# start of EXTRACTED INFORMATION

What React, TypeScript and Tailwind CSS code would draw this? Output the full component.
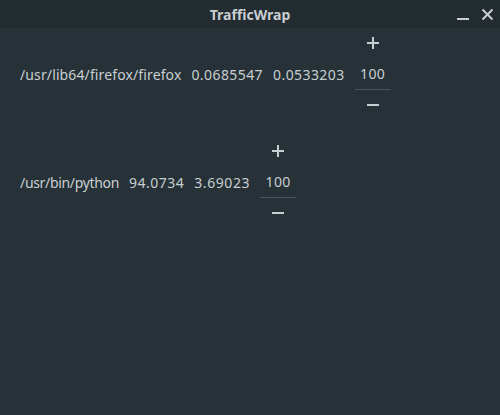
import React from "react";

function Plus() {
  return (
    <svg width="12" height="12" viewBox="0 0 12 12">
      <rect x="5" y="0" width="2" height="12" fill="#c9ced1" />
      <rect x="0" y="5" width="12" height="2" fill="#c9ced1" />
    </svg>
  );
}
function Minus() {
  return (
    <svg width="12" height="12" viewBox="0 0 12 12">
      <rect x="0" y="5" width="12" height="2" fill="#c9ced1" />
    </svg>
  );
}

function Row({ cols, value }: { cols: { t: string; c: string }[]; value: string }) {
  return (
    <div className="flex items-center gap-[10px] pl-[20px]">
      {cols.map((c, i) => (
        <span key={i} className={"text-[14px] text-[#c9ced1] whitespace-nowrap " + c.c}>
          {c.t}
        </span>
      ))}
      <div className="flex flex-col items-center w-[36px]">
        <div className="h-[30px] flex items-center justify-center">
          <Plus />
        </div>
        <div className="h-[32px] w-[36px] flex items-center justify-center border-b border-[#4b565c] text-[14px] tracking-[0.4px] text-[#c9ced1]">
          {value}
        </div>
        <div className="h-[30px] flex items-center justify-center">
          <Minus />
        </div>
      </div>
    </div>
  );
}

export default function App() {
  return (
    <div
      className="w-[500px] h-[415px] bg-[#263238] flex flex-col"
      style={{ fontFamily: '"Noto Sans", "Open Sans", sans-serif' }}
    >
      <div className="h-[28px] bg-[#232c31] relative flex items-center justify-center">
        <span className="text-[14px] font-bold text-[#c9ced1]">TrafficWrap</span>
        <div className="absolute right-[6px] top-0 h-[28px] flex items-center gap-[11px]">
          <svg width="13" height="13" viewBox="0 0 13 13">
            <rect x="0" y="10" width="12" height="2" fill="#c9ced1" />
          </svg>
          <svg width="13" height="13" viewBox="0 0 13 13">
            <path d="M1.5 1.5 L11.5 11.5 M11.5 1.5 L1.5 11.5" stroke="#c9ced1" strokeWidth="2" />
          </svg>
        </div>
      </div>
      <div className="flex flex-col gap-[16px]">
        <Row
          cols={[
            { t: "/usr/lib64/firefox/firefox", c: "tracking-[0.12px]" },
            { t: "0.0685547", c: "tracking-[0.42px]" },
            { t: "0.0533203", c: "tracking-[0.42px]" },
          ]}
          value="100"
        />
        <Row
          cols={[
            { t: "/usr/bin/python", c: "tracking-[-0.33px]" },
            { t: "94.0734", c: "tracking-[0.48px]" },
            { t: "3.69023", c: "tracking-[0.6px]" },
          ]}
          value="100"
        />
      </div>
    </div>
  );
}
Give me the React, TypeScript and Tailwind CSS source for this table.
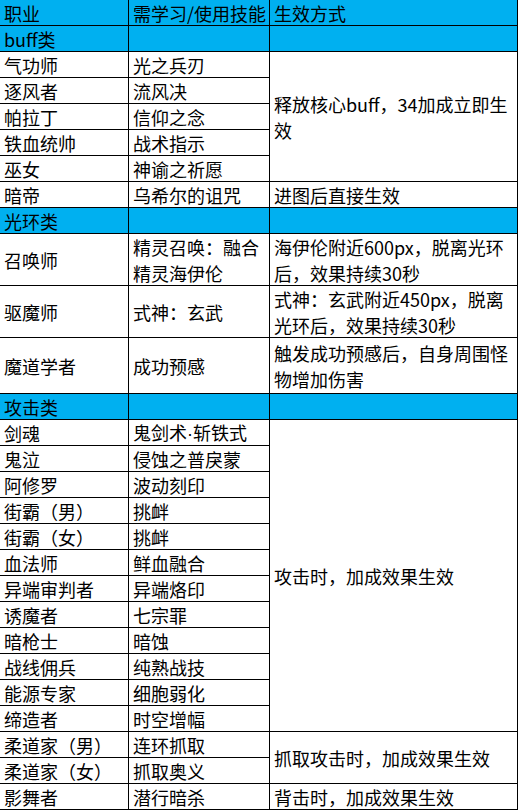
import { Fragment, type ReactNode } from "react";

type CellProps = {
  children?: ReactNode;
  blue?: boolean;
  span?: string;
};

function Cell({ children, blue, span = "" }: CellProps) {
  return (
    <div
      className={`${span} flex items-center overflow-hidden whitespace-nowrap border-r border-b border-black pl-1 leading-[26px] ${
        blue ? "bg-[#00b0f0]" : "bg-white"
      }`}
    >
      <div>{children}</div>
    </div>
  );
}

const dot = <span className="font-['Liberation_Sans',sans-serif]">·</span>;

const buffJobs: [string, ReactNode][] = [
  ["气功师", "光之兵刃"],
  ["逐风者", "流风决"],
  ["帕拉丁", "信仰之念"],
  ["铁血统帅", "战术指示"],
  ["巫女", "神谕之祈愿"],
];

const attackJobs: [string, ReactNode][] = [
  ["剑魂", <>鬼剑术{dot}斩铁式</>],
  ["鬼泣", "侵蚀之普戾蒙"],
  ["阿修罗", "波动刻印"],
  ["街霸（男）", "挑衅"],
  ["街霸（女）", "挑衅"],
  ["血法师", "鲜血融合"],
  ["异端审判者", "异端烙印"],
  ["诱魔者", "七宗罪"],
  ["暗枪士", "暗蚀"],
  ["战线佣兵", "纯熟战技"],
  ["能源专家", "细胞弱化"],
  ["缔造者", "时空增幅"],
];

export default function App() {
  return (
    <div className="min-h-[811px] w-[519px] bg-white font-['Noto_Sans_CJK_SC',sans-serif] text-[18px] text-black">
      <div className="grid w-[518px] grid-cols-[129px_141px_248px] grid-rows-[repeat(9,26px)_52px_52px_56px_repeat(16,26px)]">
        <Cell blue>职业</Cell>
        <Cell blue>需学习/使用技能</Cell>
        <Cell blue>生效方式</Cell>

        <Cell blue>buff类</Cell>
        <Cell blue />
        <Cell blue />

        {buffJobs.map(([job, skill], i) => (
          <Fragment key={job}>
            <Cell>{job}</Cell>
            <Cell>{skill}</Cell>
            {i === 0 && (
              <Cell span="row-span-5">
                释放核心buff，34加成立即生
                <br />效
              </Cell>
            )}
          </Fragment>
        ))}

        <Cell>暗帝</Cell>
        <Cell>乌希尔的诅咒</Cell>
        <Cell>进图后直接生效</Cell>

        <Cell blue>光环类</Cell>
        <Cell blue />
        <Cell blue />

        <Cell>召唤师</Cell>
        <Cell>
          精灵召唤：融合
          <br />
          精灵海伊伦
        </Cell>
        <Cell>
          海伊伦附近600px，脱离光环
          <br />
          后，效果持续30秒
        </Cell>

        <Cell>驱魔师</Cell>
        <Cell>式神：玄武</Cell>
        <Cell>
          式神：玄武附近450px，脱离
          <br />
          光环后，效果持续30秒
        </Cell>

        <Cell>魔道学者</Cell>
        <Cell>成功预感</Cell>
        <Cell>
          触发成功预感后，自身周围怪
          <br />
          物增加伤害
        </Cell>

        <Cell blue>攻击类</Cell>
        <Cell blue />
        <Cell blue />

        {attackJobs.map(([job, skill], i) => (
          <Fragment key={job}>
            <Cell>{job}</Cell>
            <Cell>{skill}</Cell>
            {i === 0 && <Cell span="row-span-12">攻击时，加成效果生效</Cell>}
          </Fragment>
        ))}

        <Cell>柔道家（男）</Cell>
        <Cell>连环抓取</Cell>
        <Cell span="row-span-2">抓取攻击时，加成效果生效</Cell>
        <Cell>柔道家（女）</Cell>
        <Cell>抓取奥义</Cell>

        <Cell>影舞者</Cell>
        <Cell>潜行暗杀</Cell>
        <Cell>背击时，加成效果生效</Cell>
      </div>
    </div>
  );
}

# end of EXTRACTED INFORMATION

**EXERCISE OBJECTIVE**:
Out of the preceding entries, pull every line containing the string "Tailwind".

**OUTPUT BELOW**:
What React, TypeScript and Tailwind CSS code would draw this? Output the full component.
Give me the React, TypeScript and Tailwind CSS source for this table.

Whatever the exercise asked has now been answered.